Short exercise
Scan the entries below and extract each line with the word "components" in it.

=====

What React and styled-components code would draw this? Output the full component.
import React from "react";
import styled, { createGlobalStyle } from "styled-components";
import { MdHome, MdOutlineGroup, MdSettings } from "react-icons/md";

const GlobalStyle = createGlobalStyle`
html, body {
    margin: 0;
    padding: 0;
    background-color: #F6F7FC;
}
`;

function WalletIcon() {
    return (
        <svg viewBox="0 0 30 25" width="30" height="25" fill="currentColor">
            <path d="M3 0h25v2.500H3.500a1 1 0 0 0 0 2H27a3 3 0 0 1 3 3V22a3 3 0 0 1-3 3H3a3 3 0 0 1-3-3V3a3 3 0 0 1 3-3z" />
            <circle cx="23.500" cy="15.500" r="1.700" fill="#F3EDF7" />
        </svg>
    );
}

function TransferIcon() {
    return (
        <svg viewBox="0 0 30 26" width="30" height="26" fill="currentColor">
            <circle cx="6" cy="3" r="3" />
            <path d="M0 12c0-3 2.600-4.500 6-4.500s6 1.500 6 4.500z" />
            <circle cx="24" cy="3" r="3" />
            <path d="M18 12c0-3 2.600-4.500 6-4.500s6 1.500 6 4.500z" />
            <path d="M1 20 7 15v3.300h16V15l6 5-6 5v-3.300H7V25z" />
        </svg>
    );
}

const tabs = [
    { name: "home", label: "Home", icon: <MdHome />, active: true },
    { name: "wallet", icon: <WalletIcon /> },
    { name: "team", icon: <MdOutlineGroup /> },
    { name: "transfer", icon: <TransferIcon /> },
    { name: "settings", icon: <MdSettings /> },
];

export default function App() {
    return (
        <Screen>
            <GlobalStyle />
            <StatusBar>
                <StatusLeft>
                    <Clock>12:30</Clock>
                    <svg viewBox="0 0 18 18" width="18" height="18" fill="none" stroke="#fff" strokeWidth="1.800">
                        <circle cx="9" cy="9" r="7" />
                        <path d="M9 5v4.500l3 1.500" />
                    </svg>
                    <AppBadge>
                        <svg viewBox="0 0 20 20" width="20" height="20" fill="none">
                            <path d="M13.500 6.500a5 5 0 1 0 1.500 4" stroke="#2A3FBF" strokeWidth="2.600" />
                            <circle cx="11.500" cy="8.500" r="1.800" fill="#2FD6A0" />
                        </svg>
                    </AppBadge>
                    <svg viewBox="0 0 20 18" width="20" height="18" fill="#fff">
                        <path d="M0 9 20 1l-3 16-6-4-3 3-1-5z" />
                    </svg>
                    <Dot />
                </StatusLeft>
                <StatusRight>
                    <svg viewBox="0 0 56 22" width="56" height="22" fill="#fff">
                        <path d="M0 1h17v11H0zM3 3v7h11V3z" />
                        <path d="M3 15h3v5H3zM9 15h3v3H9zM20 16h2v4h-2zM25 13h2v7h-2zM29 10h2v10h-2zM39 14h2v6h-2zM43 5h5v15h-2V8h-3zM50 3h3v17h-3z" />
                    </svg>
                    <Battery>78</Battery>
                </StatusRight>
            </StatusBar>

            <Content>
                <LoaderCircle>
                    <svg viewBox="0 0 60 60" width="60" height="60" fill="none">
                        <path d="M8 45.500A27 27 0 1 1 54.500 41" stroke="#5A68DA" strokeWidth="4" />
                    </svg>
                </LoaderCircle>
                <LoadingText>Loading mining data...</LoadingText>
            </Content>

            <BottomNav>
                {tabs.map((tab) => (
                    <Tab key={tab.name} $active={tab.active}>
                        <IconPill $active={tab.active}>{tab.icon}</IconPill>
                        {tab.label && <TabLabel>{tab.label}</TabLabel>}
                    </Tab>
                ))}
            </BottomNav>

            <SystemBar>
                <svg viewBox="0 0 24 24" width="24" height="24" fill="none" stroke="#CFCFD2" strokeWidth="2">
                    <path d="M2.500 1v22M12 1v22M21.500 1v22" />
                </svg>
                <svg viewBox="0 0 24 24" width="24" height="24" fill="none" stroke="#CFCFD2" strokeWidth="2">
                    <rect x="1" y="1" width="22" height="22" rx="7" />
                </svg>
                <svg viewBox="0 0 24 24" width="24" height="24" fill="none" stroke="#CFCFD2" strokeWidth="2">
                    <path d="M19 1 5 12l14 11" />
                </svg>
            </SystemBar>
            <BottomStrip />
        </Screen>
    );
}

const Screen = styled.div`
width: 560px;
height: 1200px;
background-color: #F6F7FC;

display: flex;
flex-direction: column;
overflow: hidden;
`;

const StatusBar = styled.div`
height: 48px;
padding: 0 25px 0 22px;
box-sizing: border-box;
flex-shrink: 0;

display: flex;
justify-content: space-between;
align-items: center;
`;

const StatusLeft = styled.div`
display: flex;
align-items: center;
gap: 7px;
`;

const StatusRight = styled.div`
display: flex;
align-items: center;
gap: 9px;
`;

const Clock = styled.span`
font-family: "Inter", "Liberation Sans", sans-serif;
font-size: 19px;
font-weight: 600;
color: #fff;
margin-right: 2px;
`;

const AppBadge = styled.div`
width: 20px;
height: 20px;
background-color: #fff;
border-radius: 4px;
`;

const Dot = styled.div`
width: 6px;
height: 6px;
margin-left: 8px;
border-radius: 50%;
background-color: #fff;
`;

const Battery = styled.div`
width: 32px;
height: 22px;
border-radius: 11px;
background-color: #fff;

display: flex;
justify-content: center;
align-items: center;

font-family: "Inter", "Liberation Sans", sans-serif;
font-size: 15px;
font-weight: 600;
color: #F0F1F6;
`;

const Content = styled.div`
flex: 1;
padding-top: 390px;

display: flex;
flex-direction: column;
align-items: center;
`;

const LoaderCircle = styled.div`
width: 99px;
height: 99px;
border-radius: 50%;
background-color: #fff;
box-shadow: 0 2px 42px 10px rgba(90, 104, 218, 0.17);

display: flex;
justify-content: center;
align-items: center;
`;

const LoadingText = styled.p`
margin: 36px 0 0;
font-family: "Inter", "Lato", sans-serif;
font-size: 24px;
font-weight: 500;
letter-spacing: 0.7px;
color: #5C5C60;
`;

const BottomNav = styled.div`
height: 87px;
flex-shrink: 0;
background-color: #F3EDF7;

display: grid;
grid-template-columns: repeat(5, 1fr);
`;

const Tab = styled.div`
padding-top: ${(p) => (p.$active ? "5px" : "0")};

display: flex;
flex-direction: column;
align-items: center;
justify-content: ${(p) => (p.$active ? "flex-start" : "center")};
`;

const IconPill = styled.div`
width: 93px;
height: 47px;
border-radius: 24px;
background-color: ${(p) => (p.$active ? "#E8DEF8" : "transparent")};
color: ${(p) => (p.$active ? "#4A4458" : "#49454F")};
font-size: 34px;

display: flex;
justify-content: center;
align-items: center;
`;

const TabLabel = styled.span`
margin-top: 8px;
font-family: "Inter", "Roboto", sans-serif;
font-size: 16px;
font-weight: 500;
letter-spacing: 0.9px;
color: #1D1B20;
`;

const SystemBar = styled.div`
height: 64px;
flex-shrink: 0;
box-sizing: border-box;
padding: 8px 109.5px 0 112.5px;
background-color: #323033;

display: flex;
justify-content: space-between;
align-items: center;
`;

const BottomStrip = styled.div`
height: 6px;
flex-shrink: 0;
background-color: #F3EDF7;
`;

=====

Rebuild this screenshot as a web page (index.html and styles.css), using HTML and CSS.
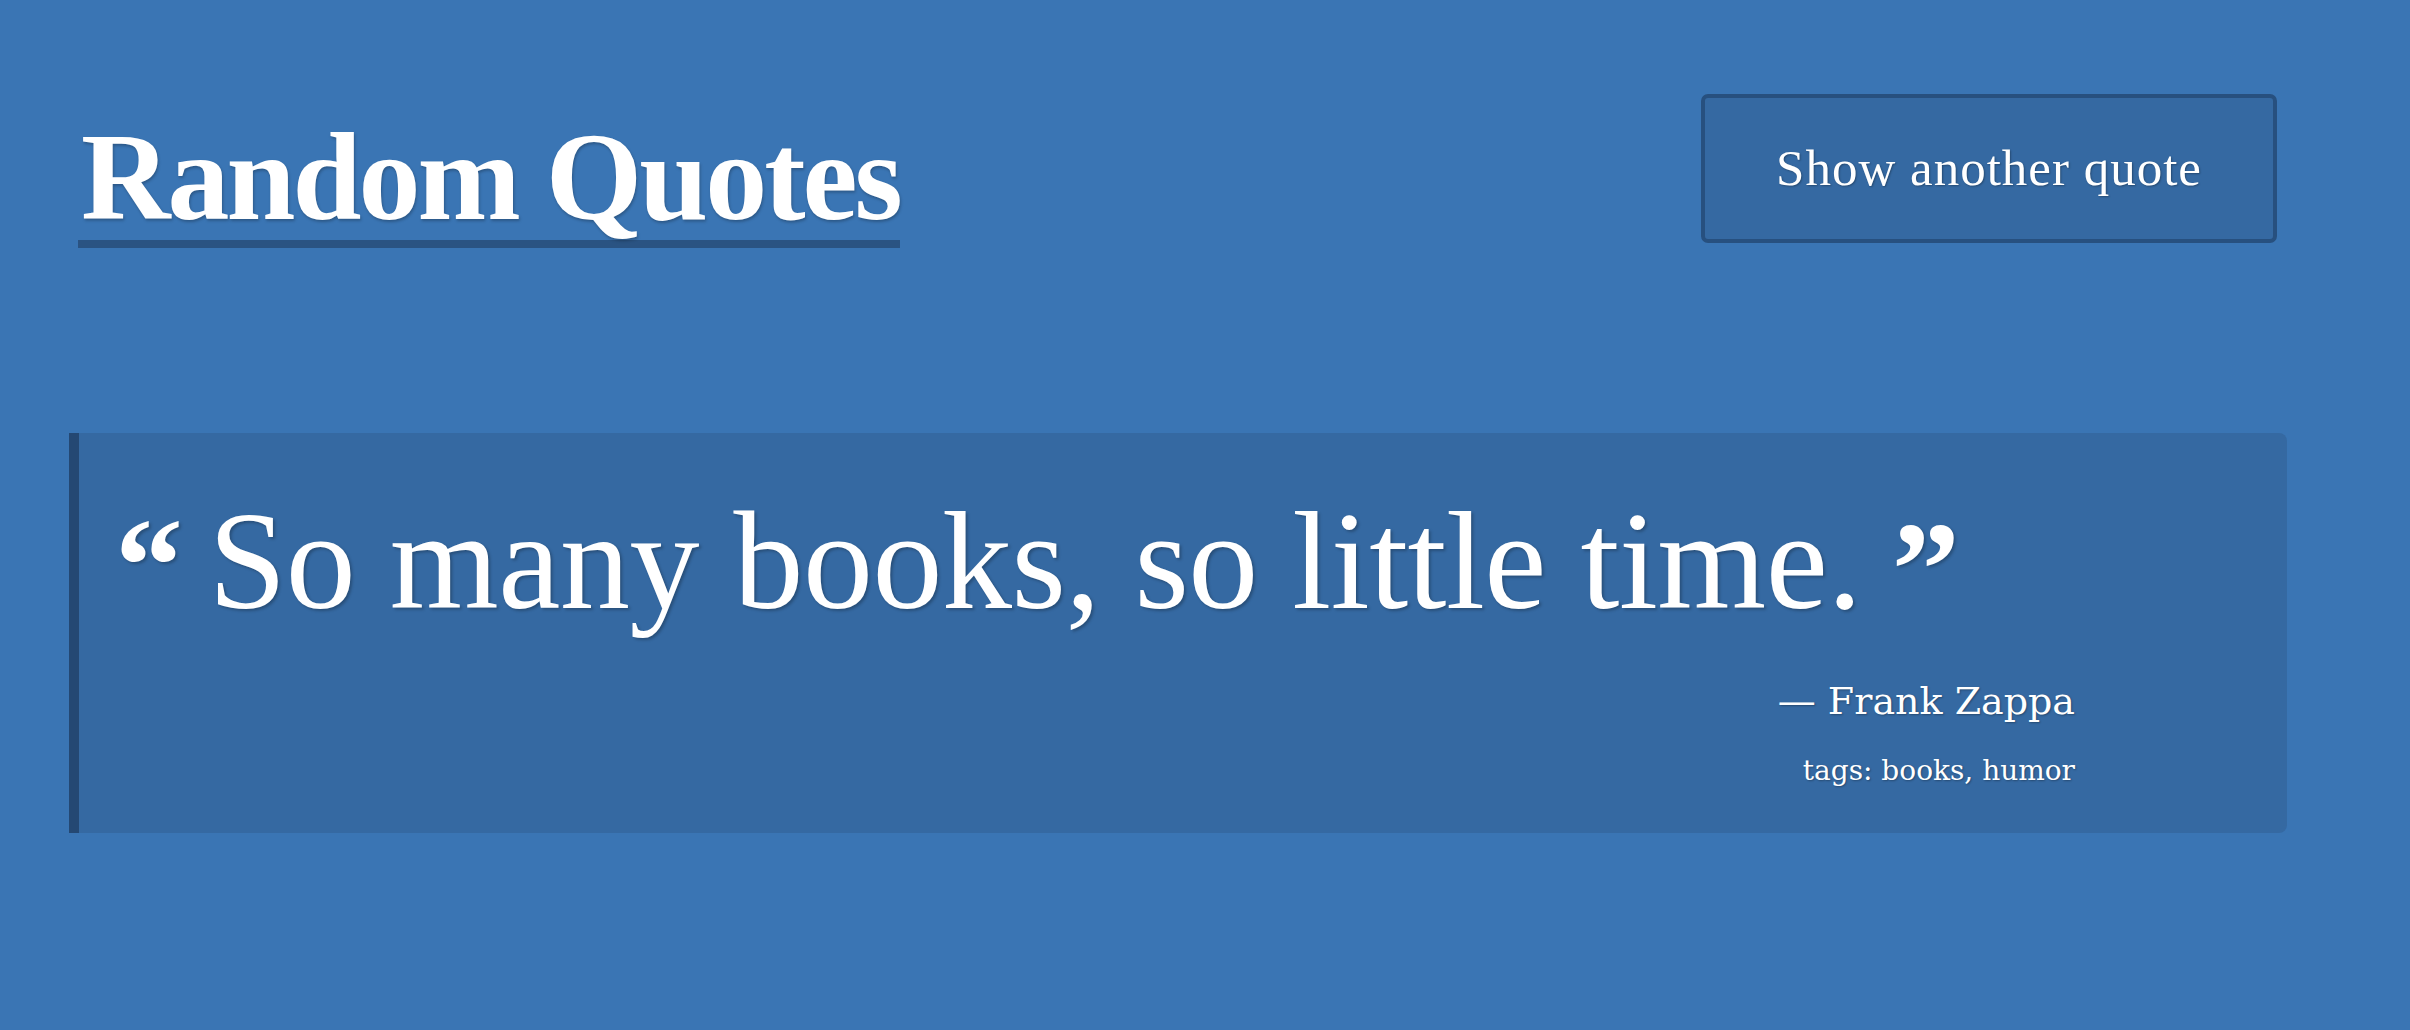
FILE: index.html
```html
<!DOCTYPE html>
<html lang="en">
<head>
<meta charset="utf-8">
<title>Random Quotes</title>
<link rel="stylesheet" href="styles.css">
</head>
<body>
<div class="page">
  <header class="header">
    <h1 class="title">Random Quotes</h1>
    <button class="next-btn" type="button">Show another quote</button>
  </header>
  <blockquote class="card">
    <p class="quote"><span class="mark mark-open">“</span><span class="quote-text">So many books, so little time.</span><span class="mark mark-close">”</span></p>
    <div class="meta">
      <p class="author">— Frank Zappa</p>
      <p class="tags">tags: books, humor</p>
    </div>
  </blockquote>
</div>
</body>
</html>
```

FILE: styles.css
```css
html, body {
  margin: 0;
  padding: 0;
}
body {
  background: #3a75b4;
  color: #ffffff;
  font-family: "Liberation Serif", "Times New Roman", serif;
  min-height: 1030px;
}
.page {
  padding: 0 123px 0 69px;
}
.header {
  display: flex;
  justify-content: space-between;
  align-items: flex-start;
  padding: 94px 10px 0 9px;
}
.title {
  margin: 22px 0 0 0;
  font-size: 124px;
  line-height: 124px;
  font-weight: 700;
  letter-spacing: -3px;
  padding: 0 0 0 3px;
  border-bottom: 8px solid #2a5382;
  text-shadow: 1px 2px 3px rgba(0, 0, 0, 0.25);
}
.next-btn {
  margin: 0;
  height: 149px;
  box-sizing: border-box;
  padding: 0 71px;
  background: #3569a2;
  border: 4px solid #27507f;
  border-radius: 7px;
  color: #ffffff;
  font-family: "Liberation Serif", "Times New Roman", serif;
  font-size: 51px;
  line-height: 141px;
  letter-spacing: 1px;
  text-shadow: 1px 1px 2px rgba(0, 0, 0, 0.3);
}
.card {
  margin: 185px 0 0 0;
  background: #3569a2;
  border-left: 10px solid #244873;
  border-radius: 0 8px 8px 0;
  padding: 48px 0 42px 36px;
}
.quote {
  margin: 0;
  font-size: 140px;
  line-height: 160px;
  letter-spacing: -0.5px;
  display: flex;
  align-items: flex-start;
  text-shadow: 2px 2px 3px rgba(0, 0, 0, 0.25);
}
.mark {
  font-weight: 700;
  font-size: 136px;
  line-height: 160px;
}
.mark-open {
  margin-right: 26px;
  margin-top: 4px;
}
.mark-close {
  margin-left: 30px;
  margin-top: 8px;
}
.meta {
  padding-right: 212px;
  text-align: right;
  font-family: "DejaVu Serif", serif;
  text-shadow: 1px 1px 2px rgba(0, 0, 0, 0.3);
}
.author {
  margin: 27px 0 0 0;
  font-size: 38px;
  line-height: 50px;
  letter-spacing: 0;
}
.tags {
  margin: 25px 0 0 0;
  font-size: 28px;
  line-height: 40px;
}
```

=====

Worked solution
What React and styled-components code would draw this? Output the full component.
import styled, { createGlobalStyle } from "styled-components";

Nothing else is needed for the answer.